Support for Microsoft’s SQL Server 2005 comes to an end next month. Find out what it means for you.
Microsoft have announced that they’ll stop supporting SQL Server 2005 from April 12 this year.
If you’re running that software – which was first released more than a decade ago – that means it’s time to upgrade. The consequences of not upgrading could be at best risky, and at worst severe.
The news means that Microsoft will no longer provide security updates for SQL Server 2005, so continuing to use it will put your systems at risk.
The good news is that Microsoft has worked hard to develop SQL Server in the intervening decade. There’s a clear upgrade path to SQL Server 2014.
It also offers an opportunity to think about the rest of your infrastructure. Windows Server 2003 is also reaching its ‘end of life’, so if your server is using both then it’s probably time to modernise the lot.

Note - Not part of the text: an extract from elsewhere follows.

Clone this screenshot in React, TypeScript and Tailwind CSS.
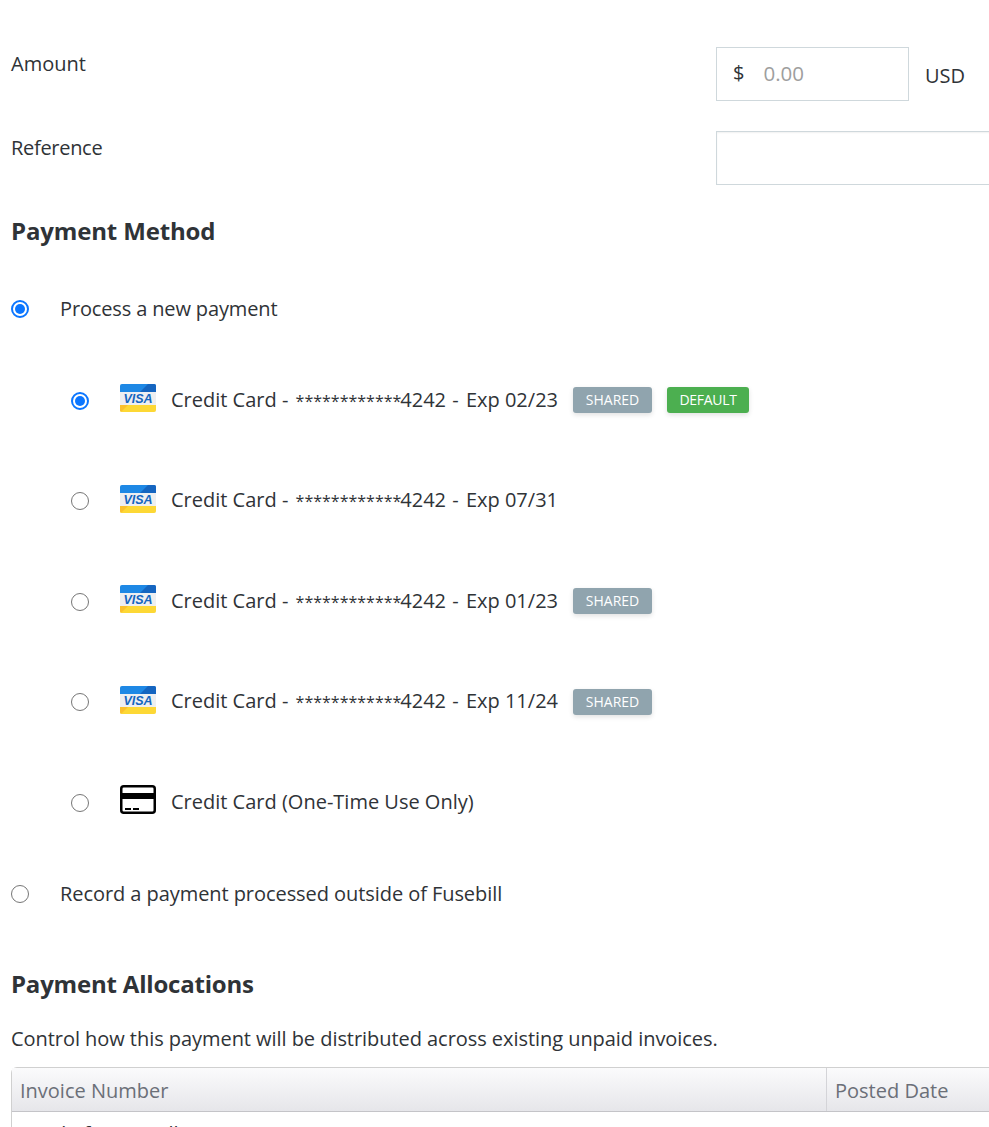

Microsoft provides an assessment and planning toolkit to help you think about migrating your infrastructure and data to more modern software.
You can even get a free trial of SQL Server 2014 to see the difference for yourself.
Upgrading is a no-brainer when you compare the performance of SQL Server 2014 against 2005.
In tests, SQL Server 2014 is 13 times faster than SQL Server 2005, and that’s before the additional performance gains that come from from modern features like in-line in-memory processing.
SQL Server Management Studio also gives you powerful tools to start making the transition from on-premise to the cloud, if that is a viable route for your business.